Exact Diffusion Reconstruction Boosts DBT by 248x, Calibrates Uncertainty
First learned reconstruction for limited-angle DBT with exact data consistency and calibrated uncertainty...
Imade Bouftini presents a novel approach to limited-angle digital breast tomosynthesis (DBT) reconstruction that enforces exact data consistency using conditional diffusion priors. The key innovation replaces the typical proximal update with exact Euclidean projection onto the data-consistent set, computed via a dual system with a one-time Gram matrix factorization, costing only 4.5 ms per step (248x speedup) and driving data residual to double-precision floor (2.4e-13). The work proves this projection is the limit of the proximal step and shows that exactly consistent sample ensembles have variance only in the unmeasured subspace, enabling a calibrated uncertainty map.
Experiments on patient-derived breast phantoms demonstrate improved fidelity with no depth-resolution cost. Isotonic recalibration brings ensemble spread to calibrated error scale (ECE 0.029 to 0.008; standardized error 4.7 to 0.96), outperforming the pure prior. The study also fixes a 20.3% adjoint mismatch in a deployed projector via a materialized operator of record. This marks the first data-consistent, uncertainty-calibrated learned reconstruction for limited-angle DBT, with the solver naturally relaxing to discrepancy-ball and maximum-a-posteriori modes for noisy measurements.
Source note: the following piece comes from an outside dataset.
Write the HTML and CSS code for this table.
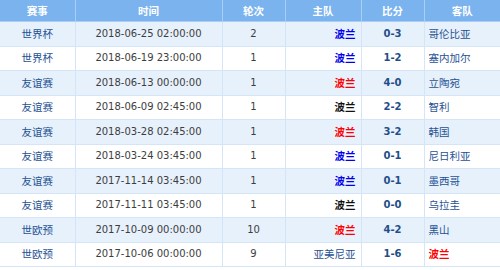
FILE: index.html
```html
<!DOCTYPE html>
<html>
<head>
<meta charset="utf-8">
<link rel="stylesheet" href="styles.css">
</head>
<body>
<table class="matches">
  <colgroup>
    <col class="c-league"><col class="c-time"><col class="c-round"><col class="c-home"><col class="c-score"><col class="c-away">
  </colgroup>
  <thead>
    <tr><th>赛事</th><th>时间</th><th>轮次</th><th>主队</th><th>比分</th><th>客队</th></tr>
  </thead>
  <tbody>
    <tr><td class="league">世界杯</td><td class="time">2018-06-25 02:00:00</td><td class="round">2</td><td class="home"><b class="blue">波兰</b></td><td class="score">0-3</td><td class="away">哥伦比亚</td></tr>
    <tr><td class="league">世界杯</td><td class="time">2018-06-19 23:00:00</td><td class="round">1</td><td class="home"><b class="blue">波兰</b></td><td class="score">1-2</td><td class="away">塞内加尔</td></tr>
    <tr><td class="league">友谊赛</td><td class="time">2018-06-13 00:00:00</td><td class="round">1</td><td class="home"><b class="red">波兰</b></td><td class="score">4-0</td><td class="away">立陶宛</td></tr>
    <tr><td class="league">友谊赛</td><td class="time">2018-06-09 02:45:00</td><td class="round">1</td><td class="home"><b class="black">波兰</b></td><td class="score">2-2</td><td class="away">智利</td></tr>
    <tr><td class="league">友谊赛</td><td class="time">2018-03-28 02:45:00</td><td class="round">1</td><td class="home"><b class="red">波兰</b></td><td class="score">3-2</td><td class="away">韩国</td></tr>
    <tr><td class="league">友谊赛</td><td class="time">2018-03-24 03:45:00</td><td class="round">1</td><td class="home"><b class="blue">波兰</b></td><td class="score">0-1</td><td class="away">尼日利亚</td></tr>
    <tr><td class="league">友谊赛</td><td class="time">2017-11-14 03:45:00</td><td class="round">1</td><td class="home"><b class="blue">波兰</b></td><td class="score">0-1</td><td class="away">墨西哥</td></tr>
    <tr><td class="league">友谊赛</td><td class="time">2017-11-11 03:45:00</td><td class="round">1</td><td class="home"><b class="black">波兰</b></td><td class="score">0-0</td><td class="away">乌拉圭</td></tr>
    <tr><td class="league">世欧预</td><td class="time">2017-10-09 00:00:00</td><td class="round">10</td><td class="home"><b class="red">波兰</b></td><td class="score">4-2</td><td class="away">黑山</td></tr>
    <tr><td class="league">世欧预</td><td class="time">2017-10-06 00:00:00</td><td class="round">9</td><td class="home">亚美尼亚</td><td class="score">1-6</td><td class="away"><b class="red">波兰</b></td></tr>
  </tbody>
</table>
</body>
</html>
```
FILE: styles.css
```css
html, body {
  margin: 0;
  padding: 0;
  background: #ffffff;
}
body {
  font-family: "DejaVu Sans", "Noto Sans CJK SC", sans-serif;
  font-size: 10px;
  color: #333;
}
.matches {
  width: 500px;
  border-collapse: collapse;
  table-layout: fixed;
}
.c-league { width: 75px; }
.c-time { width: 147px; }
.c-round { width: 63px; }
.c-home { width: 76px; }
.c-score { width: 63px; }
.c-away { width: 76px; }
.matches th {
  height: 21px;
  padding: 0;
  background: #7ab3ed;
  color: #ffffff;
  font-weight: bold;
  font-family: "Noto Sans CJK SC", sans-serif;
  font-size: 10.5px;
  line-height: 12px;
  border-left: 1px solid #a9cdf4;
  border-bottom: 1px solid #a9cdf4;
  text-align: center;
}
.matches th:first-child { border-left: none; }
.matches td {
  height: 23.5px;
  padding: 0;
  line-height: 12px;
  border-left: 1px solid #d4e5f8;
  border-bottom: 1px solid #d4e5f8;
  text-align: center;
  white-space: nowrap;
}
.matches td:first-child { border-left: none; }
.matches tbody tr:nth-child(odd) td { background: #e7f1fc; }
.matches tbody tr:nth-child(even) td { background: #ffffff; }
.league {
  color: #1f5193;
  font-family: "Noto Sans CJK SC", sans-serif;
  font-size: 10.5px;
}
.time { color: #3d3d3d; }
.round { color: #3d3d3d; }
.home {
  text-align: right !important;
  padding-right: 5px !important;
  color: #1f5193;
  font-family: "Noto Sans CJK SC", sans-serif;
  font-size: 10.5px;
}
.away {
  text-align: left !important;
  padding-left: 4px !important;
  color: #1f5193;
  font-family: "Noto Sans CJK SC", sans-serif;
  font-size: 10.5px;
}
.score {
  color: #1f4f88;
  font-weight: bold;
}
.blue { color: #0000ee; }
.red { color: #ff0000; }
.black { color: #111111; }
```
- Exact Euclidean projection achieves 248x speedup (4.5 ms/step) and data residual floor of 2.4e-13
- Calibration improves: expected calibration error drops from 0.029 to 0.008; standardized error from 4.7 to 0.96
- Fixes a 20.3% adjoint mismatch in a deployed DBT projector via materialized operator of record
Why It Matters
First clinically viable AI reconstruction for DBT with exact data consistency and uncertainty calibration, improving breast cancer screening accuracy.